• WRITTEN PROBLEM
Your task is to repeat the lines below exactly, excluding any pictures they contain.

--- Start of COLLECTED DATA ---

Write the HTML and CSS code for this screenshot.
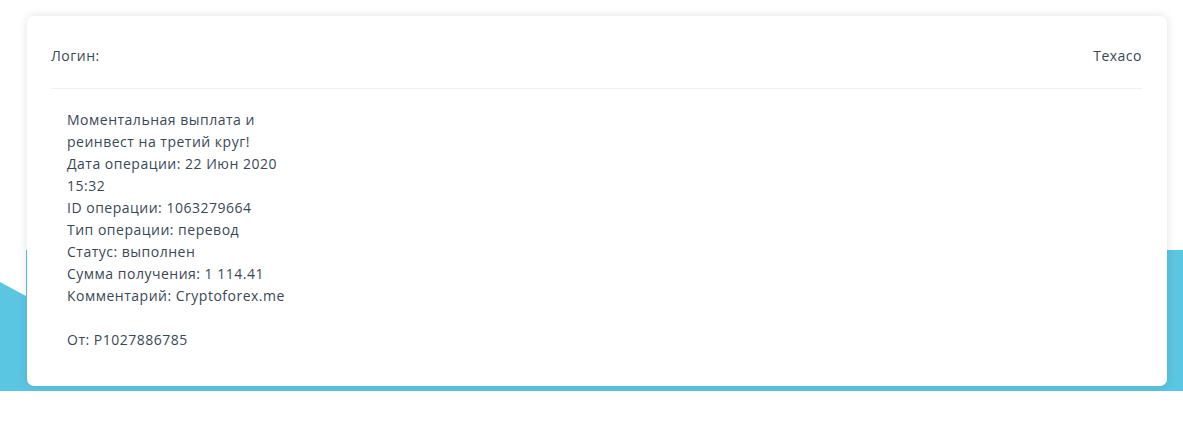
FILE: index.html
```html
<!DOCTYPE html>
<html>
<head>
<title>Операция</title>
<meta charset='utf-8'/>
<link rel="stylesheet" href="styles.css">
</head>
<body>
<div class="stage">
	<!-- голубая волна за карточкой -->
	<svg class="wave" width="1183" height="442" viewBox="0 0 1183 442">
		<path d="M0 282 L26 296 L26 250 L1183 250 L1183 391 L0 391 Z" fill="#5bc6e2"/>
	</svg>
	<div class="card">
		<div class="card-head">
			<span>Логин:</span>
			<span>Texaco</span>
		</div>
		<div class="card-body">
			Моментальная выплата и<br/>
			реинвест на третий круг!<br/>
			Дата операции: 22 Июн 2020<br/>
			15:32<br/>
			ID операции: 1063279664<br/>
			Тип операции: перевод<br/>
			Статус: выполнен<br/>
			Сумма получения: 1 114.41<br/>
			Комментарий: Cryptoforex.me<br/>
			<br/>
			От: P1027886785
		</div>
	</div>
</div>
</body>
</html>
```

FILE: styles.css
```css
body {
	margin: 0;
	background: #fff;
	font-family: "Open Sans", "Noto Sans", sans-serif;
	font-size: 14px;
	letter-spacing: 0.5px;
	color: #3a4856;
}
.stage {
	position: relative;
	height: 442px;
	padding: 16px 0 0 27px;
	box-sizing: border-box;
}
.wave {
	position: absolute;
	left: 0;
	top: 0;
}
.card {
	position: relative;
	width: 1140px;
	height: 370px;
	box-sizing: border-box;
	background: #fff;
	border-radius: 7px;
	box-shadow: 0 0 10px rgba(0, 0, 0, 0.12);
	padding: 0 25px 0 24px;
}
.card-head {
	display: flex;
	justify-content: space-between;
	align-items: center;
	height: 66px;
	border-bottom: 1px solid #eef0f2;
	padding-top: 6px;
}
.card-body {
	padding: 20px 16px 0 16px;
	line-height: 22px;
}
```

--- End of COLLECTED DATA ---

• RESPONSE BELOW
Write the HTML and CSS code for this screenshot.
FILE: index.html
```html
<!DOCTYPE html>
<html>
<head>
<title>Операция</title>
<meta charset='utf-8'/>
<link rel="stylesheet" href="styles.css">
</head>
<body>
<div class="stage">
	<!-- голубая волна за карточкой -->
	<svg class="wave" width="1183" height="442" viewBox="0 0 1183 442">
		<path d="M0 282 L26 296 L26 250 L1183 250 L1183 391 L0 391 Z" fill="#5bc6e2"/>
	</svg>
	<div class="card">
		<div class="card-head">
			<span>Логин:</span>
			<span>Texaco</span>
		</div>
		<div class="card-body">
			Моментальная выплата и<br/>
			реинвест на третий круг!<br/>
			Дата операции: 22 Июн 2020<br/>
			15:32<br/>
			ID операции: 1063279664<br/>
			Тип операции: перевод<br/>
			Статус: выполнен<br/>
			Сумма получения: 1 114.41<br/>
			Комментарий: Cryptoforex.me<br/>
			<br/>
			От: P1027886785
		</div>
	</div>
</div>
</body>
</html>
```

FILE: styles.css
```css
body {
	margin: 0;
	background: #fff;
	font-family: "Open Sans", "Noto Sans", sans-serif;
	font-size: 14px;
	letter-spacing: 0.5px;
	color: #3a4856;
}
.stage {
	position: relative;
	height: 442px;
	padding: 16px 0 0 27px;
	box-sizing: border-box;
}
.wave {
	position: absolute;
	left: 0;
	top: 0;
}
.card {
	position: relative;
	width: 1140px;
	height: 370px;
	box-sizing: border-box;
	background: #fff;
	border-radius: 7px;
	box-shadow: 0 0 10px rgba(0, 0, 0, 0.12);
	padding: 0 25px 0 24px;
}
.card-head {
	display: flex;
	justify-content: space-between;
	align-items: center;
	height: 66px;
	border-bottom: 1px solid #eef0f2;
	padding-top: 6px;
}
.card-body {
	padding: 20px 16px 0 16px;
	line-height: 22px;
}
```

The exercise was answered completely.